Une chronique politique sans parti pris

Pourquoi la Suisse échappe à la malédiction du Brexit

 

Il a suffi de 44 jours à Liz Truss pour parfaire le désastre du Brexit, que Boris Johnson avait mis trois ans à préparer. En abandonnant son poste de premier ministre au bout de six semaines, elle remporte le record du plus court mandat en Grande-Bretagne depuis 1945. Le pays n’est plus que le fantasme de ce qu’il fut jadis : le centre d’un empire sur lequel le soleil ne se couchait jamais et la première place financière du globe. Mais le peuple y croit encore, conforté par les grands spectacles offerts par la monarchie. Le Roi ou la Reine ne sont-ils pas les chefs de l’Eglise anglicane, juste un cran en dessous de Dieu lui-même.

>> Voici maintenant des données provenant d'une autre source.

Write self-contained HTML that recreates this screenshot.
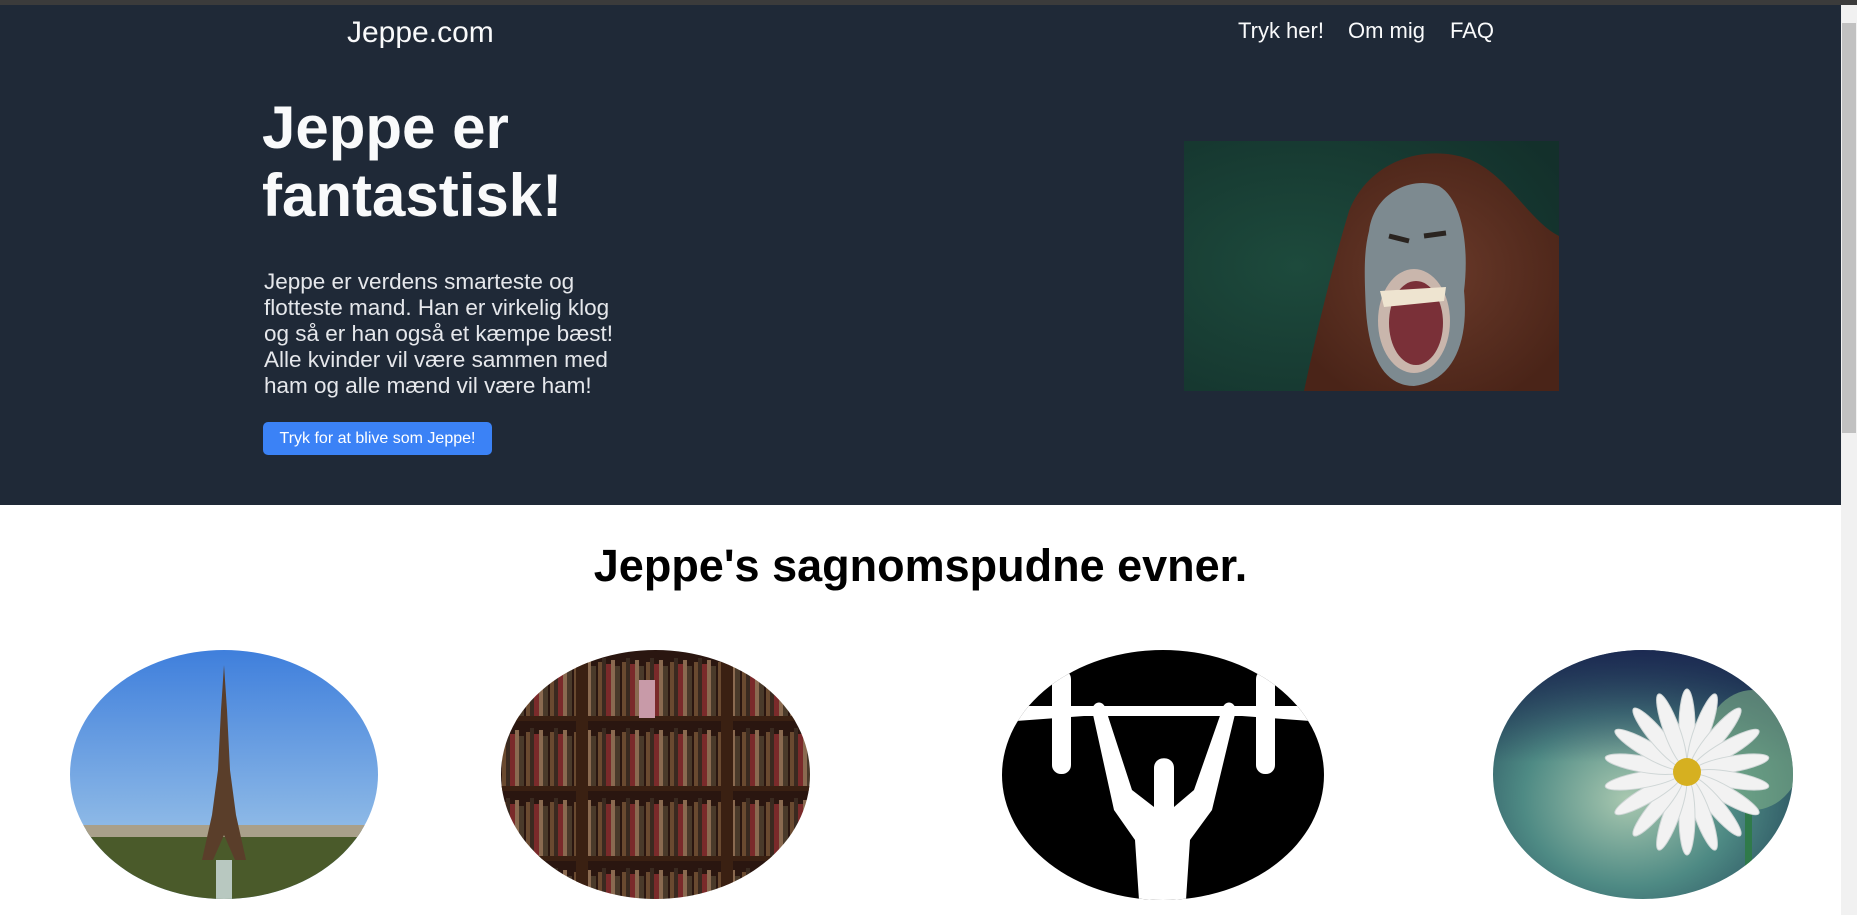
<!DOCTYPE html>
<html><head><meta charset="utf-8"><style>
*{margin:0;padding:0;box-sizing:border-box}
html,body{width:1857px;height:915px;overflow:hidden;background:#fff;font-family:"Liberation Sans",Arial,sans-serif}
.top{position:absolute;left:0;top:0;width:1857px;height:5px;background:#3b3b3b}
.hero{position:absolute;left:0;top:5px;width:1841px;height:500px;background:#1f2937;color:#f9fafb}
.abs{position:absolute;white-space:nowrap}
.sb{position:absolute;left:1841px;top:5px;width:16px;height:910px;background:#f1f1f1}
.thumb{position:absolute;left:1842px;top:23px;width:14px;height:410px;background:#c1c1c1}
</style></head><body>
<div class="top"></div>
<div class="hero">
  <div class="abs" style="left:347px;top:11px;font-size:30px;line-height:34px">Jeppe.com</div>
  <div class="abs" style="left:1238px;top:13px;font-size:22px;line-height:26px">Tryk her!</div>
  <div class="abs" style="left:1348px;top:13px;font-size:22px;line-height:26px">Om mig</div>
  <div class="abs" style="left:1450px;top:13px;font-size:22px;line-height:26px">FAQ</div>
  <div class="abs" style="left:262px;top:89px;font-size:60px;line-height:68px;font-weight:bold">Jeppe er<br>fantastisk!</div>
  <div class="abs" style="left:264px;top:264px;font-size:22.5px;line-height:26px;color:#e5e7eb">Jeppe er verdens smarteste og<br>flotteste mand. Han er virkelig klog<br>og så er han også et kæmpe bæst!<br>Alle kvinder vil være sammen med<br>ham og alle mænd vil være ham!</div>
  <div class="abs" style="left:263px;top:417px;width:229px;height:33px;background:#3b82f6;border-radius:5px;color:#fff;font-size:16px;line-height:33px;text-align:center">Tryk for at blive som Jeppe!</div>
  <svg class="abs" style="left:1184px;top:136px" width="375" height="250" viewBox="0 0 375 250">
    <defs><radialGradient id="bg" cx="0.3" cy="0.5" r="0.8"><stop offset="0" stop-color="#1d4a3c"/><stop offset="1" stop-color="#13302b"/></radialGradient>
    <radialGradient id="hair" cx="0.5" cy="0.5" r="0.6"><stop offset="0" stop-color="#6a3a2a"/><stop offset="1" stop-color="#4a2418"/></radialGradient></defs>
    <rect width="375" height="250" fill="url(#bg)"/>
    <path d="M120 250 C135 180 150 120 165 70 C185 20 240 2 285 18 C325 35 345 80 375 95 L375 250 Z" fill="url(#hair)"/>
    <path d="M185 90 C190 50 230 35 255 45 C280 60 285 110 280 150 C285 200 270 240 230 245 C200 245 185 215 182 170 C180 130 180 110 185 90 Z" fill="#7d8a90"/>
    <ellipse cx="230" cy="180" rx="36" ry="52" fill="#c9b6ac"/>
    <ellipse cx="232" cy="182" rx="27" ry="42" fill="#7a3038"/>
    <path d="M196 150 L262 146 L260 160 L200 166 Z" fill="#eee4d0"/>
    <path d="M205 95 L225 100 M240 95 L262 92" stroke="#2a2420" stroke-width="5"/>
  </svg>
</div>
<div class="abs" style="left:0;top:540px;width:1841px;text-align:center;font-size:45px;font-weight:bold;line-height:52px;color:#000">Jeppe's sagnomspudne evner.</div>

<svg class="abs" style="left:70px;top:650px" width="308" height="249" viewBox="0 0 308 249">
  <defs><clipPath id="c1"><ellipse cx="154" cy="124.5" rx="154" ry="124.5"/></clipPath>
  <linearGradient id="sky" x1="0" y1="0" x2="0" y2="1"><stop offset="0" stop-color="#3f7fdc"/><stop offset="0.7" stop-color="#8cb8e6"/></linearGradient></defs>
  <g clip-path="url(#c1)">
    <rect width="308" height="249" fill="url(#sky)"/>
    <rect y="180" width="308" height="69" fill="#4a5a2a"/>
    <rect y="175" width="308" height="12" fill="#a9a08a"/>
    <path d="M154 15 L157 60 L160 120 L166 165 L176 210 L165 210 L154 185 L143 210 L132 210 L142 165 L148 120 L151 60 Z" fill="#5a3e2a"/>
    <rect x="146" y="210" width="16" height="39" fill="#b8c8c0"/>
  </g>
</svg>

<svg class="abs" style="left:501px;top:650px" width="309" height="249" viewBox="0 0 309 249">
  <defs><clipPath id="c2"><ellipse cx="154.5" cy="124.5" rx="154.5" ry="124.5"/></clipPath>
  <pattern id="bk" width="24" height="70" patternUnits="userSpaceOnUse">
    <rect width="24" height="70" fill="#2a1610"/>
    <rect x="1" y="12" width="4" height="56" fill="#6a4a30"/><rect x="5" y="8" width="4" height="60" fill="#3a2a20"/>
    <rect x="9" y="14" width="5" height="54" fill="#7a2a2a"/><rect x="14" y="10" width="4" height="58" fill="#8a6a50"/>
    <rect x="18" y="16" width="5" height="52" fill="#4a3a2a"/>
  </pattern></defs>
  <g clip-path="url(#c2)">
    <rect width="309" height="249" fill="url(#bk)"/>
    <rect x="75" width="12" height="249" fill="#3a2012"/>
    <rect x="220" width="12" height="249" fill="#3a2012"/>
    <rect y="66" width="309" height="5" fill="#3a2012"/><rect y="136" width="309" height="5" fill="#3a2012"/><rect y="206" width="309" height="5" fill="#3a2012"/>
    <rect x="138" y="30" width="16" height="38" fill="#c89aa8"/>
  </g>
</svg>

<svg class="abs" style="left:1002px;top:650px" width="322" height="250" viewBox="0 0 322 250">
  <defs><clipPath id="c3"><ellipse cx="161" cy="125" rx="161" ry="125"/></clipPath></defs>
  <g clip-path="url(#c3)">
    <rect width="322" height="250" fill="#000"/>
    <path d="M0 56 L322 56 L322 72 L240 66 L82 66 L0 72 Z" fill="#fff"/>
    <rect x="50" y="20" width="19" height="104" rx="9" fill="#fff"/>
    <rect x="254" y="20" width="19" height="104" rx="9" fill="#fff"/>
    <path d="M90 60 C92 50 102 50 104 60 L130 140 L152 157 L152 118 C152 105 172 105 172 118 L172 157 L192 140 L220 60 C222 50 232 50 234 60 L210 160 L188 190 L184 250 L137 250 L133 190 L112 160 Z" fill="#fff"/>
  </g>
</svg>

<svg class="abs" style="left:1493px;top:650px" width="300" height="249" viewBox="0 0 300 249">
  <defs><clipPath id="c4"><ellipse cx="150" cy="124.5" rx="150" ry="124.5"/></clipPath>
  <radialGradient id="fl" cx="0.45" cy="0.6" r="0.7"><stop offset="0" stop-color="#a9c8b0"/><stop offset="0.5" stop-color="#4e8a84"/><stop offset="1" stop-color="#1e3e54"/></radialGradient>
  <linearGradient id="tp" x1="0" y1="0" x2="0" y2="1"><stop offset="0" stop-color="#1a2550" stop-opacity="0.9"/><stop offset="0.45" stop-color="#1a2550" stop-opacity="0"/></linearGradient></defs>
  <g clip-path="url(#c4)">
    <rect width="300" height="249" fill="url(#fl)"/>
    <rect width="300" height="249" fill="url(#tp)"/>
    <ellipse cx="260" cy="100" rx="50" ry="60" fill="#7fb088" opacity="0.6"/>
    <rect x="252" y="160" width="7" height="90" fill="#2f7a4a"/>
    <g fill="#f2f2f2" stroke="#cfd6d6" stroke-width="1" transform="translate(194 122)">
      <ellipse cx="0" cy="-45" rx="8" ry="38" transform="rotate(0)"/>
      <ellipse cx="0" cy="-45" rx="8" ry="38" transform="rotate(20)"/>
      <ellipse cx="0" cy="-45" rx="8" ry="38" transform="rotate(40)"/>
      <ellipse cx="0" cy="-45" rx="8" ry="38" transform="rotate(60)"/>
      <ellipse cx="0" cy="-45" rx="8" ry="38" transform="rotate(80)"/>
      <ellipse cx="0" cy="-45" rx="8" ry="38" transform="rotate(100)"/>
      <ellipse cx="0" cy="-45" rx="8" ry="38" transform="rotate(120)"/>
      <ellipse cx="0" cy="-45" rx="8" ry="38" transform="rotate(140)"/>
      <ellipse cx="0" cy="-45" rx="8" ry="38" transform="rotate(160)"/>
      <ellipse cx="0" cy="-45" rx="8" ry="38" transform="rotate(180)"/>
      <ellipse cx="0" cy="-45" rx="8" ry="38" transform="rotate(200)"/>
      <ellipse cx="0" cy="-45" rx="8" ry="38" transform="rotate(220)"/>
      <ellipse cx="0" cy="-45" rx="8" ry="38" transform="rotate(240)"/>
      <ellipse cx="0" cy="-45" rx="8" ry="38" transform="rotate(260)"/>
      <ellipse cx="0" cy="-45" rx="8" ry="38" transform="rotate(280)"/>
      <ellipse cx="0" cy="-45" rx="8" ry="38" transform="rotate(300)"/>
      <ellipse cx="0" cy="-45" rx="8" ry="38" transform="rotate(320)"/>
      <ellipse cx="0" cy="-45" rx="8" ry="38" transform="rotate(340)"/>
    </g>
    <circle cx="194" cy="122" r="14" fill="#d6b020"/>
  </g>
</svg>

<div class="sb"></div>
<div class="thumb"></div>
</body></html>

Cette illusion et cette croyance au miracle permirent à Boris Johnson de vendre le projet du Brexit à la population en lui attribuant les vertus souverainistes traditionnelles : du seul fait de son autonomie,  le pays retrouverait sa splendeur antérieure et, du coup, la richesse récupérée ruissèlerait par merveille sur tous les citoyens. Ils ne seraient plus confrontés à la concurrence sociale de travailleurs étrangers, qui déprimait le niveau des salaires. Comme, selon Johnson, l’appartenance à l’UE aurait ruiné à petit feu les Anglais de la classe moyenne, il pouvait lui imputer tout ce qui allait mal, c’est-à-dire ses propres gaffes.

Une fois le Brexit conclu, ses conséquences immédiates furent bien autres que ce qui avait été promis : de fait, les Britannique sont plus pauvres, les barrières douanières sont relevées, le pays est moins attirant pour les investisseurs, le chômage est en hausse,  il y a un manque à gagner fiscal, une fuite des talents, l’intégrité du Royaume-Uni est remise en question par la revendication d’indépendance écossaise. L’inflation y atteint 10% tout comme dans l’UE.

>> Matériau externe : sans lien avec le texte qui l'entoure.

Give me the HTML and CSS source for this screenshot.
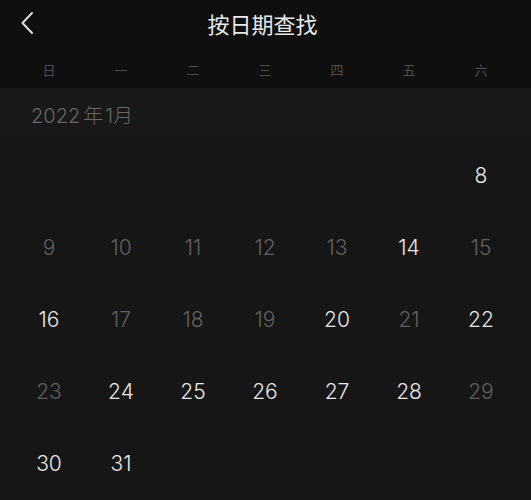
FILE: index.html
```html
<!DOCTYPE html>
<html lang="zh-CN">
<head>
    <meta charset="UTF-8">
    <meta name="viewport" content="width=device-width, initial-scale=1.0">
    <title>按日期查找</title>
    <link rel="stylesheet" href="styles.css">
</head>
<body>
    <div class="top">
        <div class="nav">
            <svg class="back" width="14" height="24" viewBox="0 0 14 24">
                <path d="M12 2 L2.5 12 L12 22" fill="none" stroke="#dcdcdc" stroke-width="2" stroke-linecap="round" stroke-linejoin="round"/>
            </svg>
            <div class="title">按日期查找</div>
        </div>
        <div class="weekdays">
            <span>日</span><span>一</span><span>二</span><span>三</span><span>四</span><span>五</span><span>六</span>
        </div>
    </div>

    <div class="month-label">2022<span class="gap">年</span>1月</div>

    <div class="days">
        <div class="day"></div>
        <div class="day"></div>
        <div class="day"></div>
        <div class="day"></div>
        <div class="day"></div>
        <div class="day"></div>
        <div class="day">8</div>

        <div class="day dim">9</div>
        <div class="day dim">10</div>
        <div class="day dim">11</div>
        <div class="day dim">12</div>
        <div class="day dim">13</div>
        <div class="day">14</div>
        <div class="day dim">15</div>

        <div class="day">16</div>
        <div class="day dim">17</div>
        <div class="day dim">18</div>
        <div class="day dim">19</div>
        <div class="day">20</div>
        <div class="day dim">21</div>
        <div class="day">22</div>

        <div class="day dim">23</div>
        <div class="day">24</div>
        <div class="day">25</div>
        <div class="day">26</div>
        <div class="day">27</div>
        <div class="day">28</div>
        <div class="day dim">29</div>

        <div class="day">30</div>
        <div class="day">31</div>
    </div>
</body>
</html>
```

FILE: styles.css
```css
body {
    margin: 0;
    background-color: #161616;
    font-family: Inter, "Noto Sans", "Noto Sans CJK SC", sans-serif;
    color: #ececec;
    overflow: hidden;
}
.top {
    background-color: #0f0f0f;
}
.nav {
    position: relative;
    height: 46px;
    display: flex;
    align-items: center;
    justify-content: center;
}
.back {
    position: absolute;
    left: 20px;
    top: 11px;
}
.title {
    font-family: "Noto Sans CJK SC", sans-serif;
    font-size: 22px;
    font-weight: 400;
    color: #e8e8e8;
    margin-left: -6px;
}
.weekdays {
    display: grid;
    grid-template-columns: repeat(7, 72px);
    padding: 0 13px;
    height: 42px;
    align-items: center;
}
.weekdays span {
    text-align: center;
    font-family: "Noto Sans CJK SC", sans-serif;
    font-size: 13px;
    color: #4e4e4e;
    margin-top: 4px;
}
.month-label {
    height: 48px;
    line-height: 57px;
    padding-left: 31px;
    font-size: 20px;
    font-weight: 300;
    color: #676767;
    font-family: Inter, "Noto Sans CJK SC", sans-serif;
    background-color: #181818;
    border-bottom: 1px solid #141414;
    overflow: hidden;
}
.gap {
    margin: 0 2px 0 3px;
}
.days {
    display: grid;
    grid-template-columns: repeat(7, 72px);
    grid-auto-rows: 72px;
    padding: 0 13px;
    margin-top: 2px;
}
.day {
    display: flex;
    align-items: center;
    justify-content: center;
    font-size: 21px;
    font-weight: 300;
    color: #e8e8e8;
}
.dim {
    color: #606060;
}
```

Face à ce désastre prévisible, Liz Truss proposa platement de réduire les impôts des plus riches afin de stimuler la croissance et d’en attendre des rentrées fiscales miraculeuses. Comme cette politique de St. Nicolas ne suscita l’adhésion de personne, le parti Conservateur y perdit sa réputation de gestionnaire avisé des finances publiques.

Quel leader charismatique aurait-il réussi à redresser cette situation qui témoigne de l’art de gouverner au plus mal ? Et qui réussira maintenant ? La faute en est-elle à Liz Truss, confrontée à une situation inextricable, au point de se raccrocher à la version la plus extrême de l’idéologie libérale dans l’espoir d’un miracle ? Ou bien faut-il remonter plus haut est incriminer le Brexit lui-même qui n’a pas tenu ses promesses, a enfoncé davantage le pays dans une impasse et aggravé les crises d’origine externe ?

Cela soulève la question de la viabilité d’un pays moyen, isolé de l’UE, par rapport à de vastes ensembles, les Etats-Unis et la Chine. Cela suggère la même question destinée à la Suisse : est-elle avantagée par sa rupture avec l’Europe ? Est-elle plus prospère parce que plus indépendante ? Est-ce du réalisme de se tenir éloignée de l’UE ou du romantisme patriotique ?

La réponse à ces questions tient du paradoxe : les destins du Royaume Unis et de la Confédération helvétique sont pour l’instant on ne peut plus contrastés. Aucun des maux qui frappent le premier ne concernent la seconde.  Où se situe la différence sinon dans les institutions ?

Les institutions suisses ne permettraient pas à un Conseiller fédéral en charge des finances de propose un mini-budget irréaliste, qui soulèverait un pessimisme général et une méfiance à l’égard de la monnaie nationale. La collégialité du Conseil fédéral prévient les décisions impulsives. Il n’y a pas d’homme fort mais sept faiblesses associées. De façon plus précise encore, la Suisse n’a pas de premier ministre en situation de la lancer dans des aventures comme le firent Boris Johnson et Liz Truss. La gouvernance y est à ce point émiettée que personne ne peut, à lui seul, mal l’utiliser.

C’est le génie de l’acratie que de se méfier du pouvoir au point de ne pas l’exercer et de s’en remettre à la lenteur, la prudence, la procrastination, voire l’inertie et l’impuissance. La seule façon de ne jamais commettre d’erreur consiste à toujours s’abstenir d’agir. La force de la Suisse est sa faiblesse organisée. Pour traverser un fleuve en furie, il vaut mieux se laisser porter par le courant que de le couper.